Ein System lässt sich demnach nur durch seine Funktion von anderen System oder der Umwelt differenzieren und nimmt dabei eine problemlösende Funktion ein, die nur es selbst und kein anderes System erfüllen kann (vgl. Marcinkowski 1993: 36).

2.2 Theorie sozialer Systeme

Die funktionale Differenzierung setzt einen Bezugspunkt voraus, wobei nach Luhmann die „Komplexität der Welt“ den obersten Bezugspunkt bildet (vgl. Luhmann 2005: 145).

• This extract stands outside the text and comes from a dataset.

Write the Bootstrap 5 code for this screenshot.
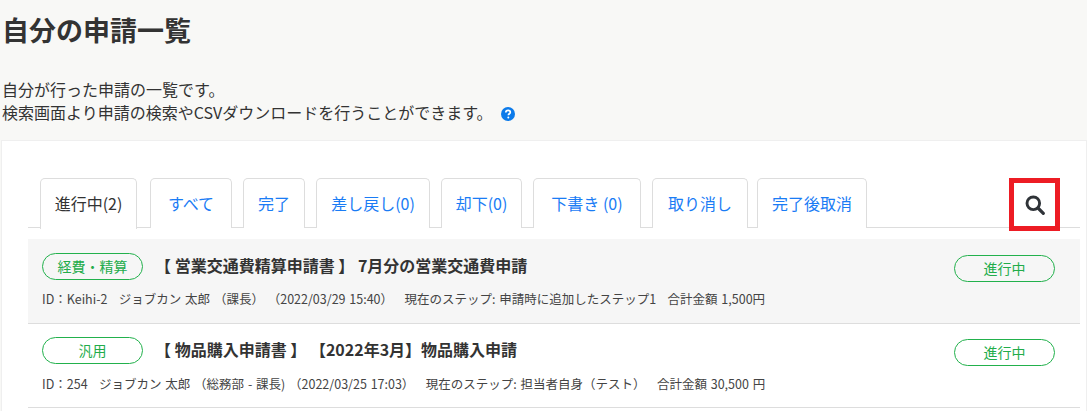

Die Welt kann folglich weder als System betrachtet werden, da sie kein „Außen“ bzw. keine Umwelt besitzt, noch kann sie ohne ein „Innen“ die Umwelt darstellen. Die Welt umgreift vielmehr alle Systeme und die dazugehörenden Umwelten und bildet so die Einheit von System und Umwelt (vgl. Kneer/Nassehi 2000: 39/40).

Mit der Komplexität wird ein Grundbegriff der funktional-strukturellen Systemtheorie aufgegriffen. „K.[omplexität] selbst wird anfangs eher als Gesamtheit der sinnhaften Möglichkeiten des Erlebens und des Handelns bestimmt, dann erst als systemselektive Gesamtheit möglicher Ereignisse in Form von Elementen spezifiziert […].“ (Krause 2005: 178) Der Mensch ist stetig überfordert mit der Aufnahme der Komplexität der Welt. An diesem Punkt setzten die sozialen Systeme ein; sie haben die Funktion der Reduktion der Komplexität der Welt und sollen so die Grenzen des Erwartbaren einschränken. Sie fungieren somit als Vermittler zwischen der äußeren Komplexität der Welt und der geringen Fähigkeit des Menschen zur Komplexitätsverarbeitung.

Damit soziale Systeme die Komplexität überhaupt reduzieren können, brauchen sie eine eigene bestimmte Komplexität – die Eigenkomplexität. „Je komplexer ein System ist, desto mehr Möglichkeiten besitzt es, auf wechselnde Umweltanforderungen angemessen zu reagieren.“ (Kneer/Nassehi 2000: 41) Diese Fähigkeit ist allerdings davon abhängig, wie viele mögliche Zustände das System selber annehmen kann. Somit kann ein Sozialsystem nur einen Ausschnitt der Welt begreifen und die Weltkomplexität an sich ist nach Luhmann eher als Verhältnis von System und Welt zu definieren (vgl. Luhmann 2005: 147/148).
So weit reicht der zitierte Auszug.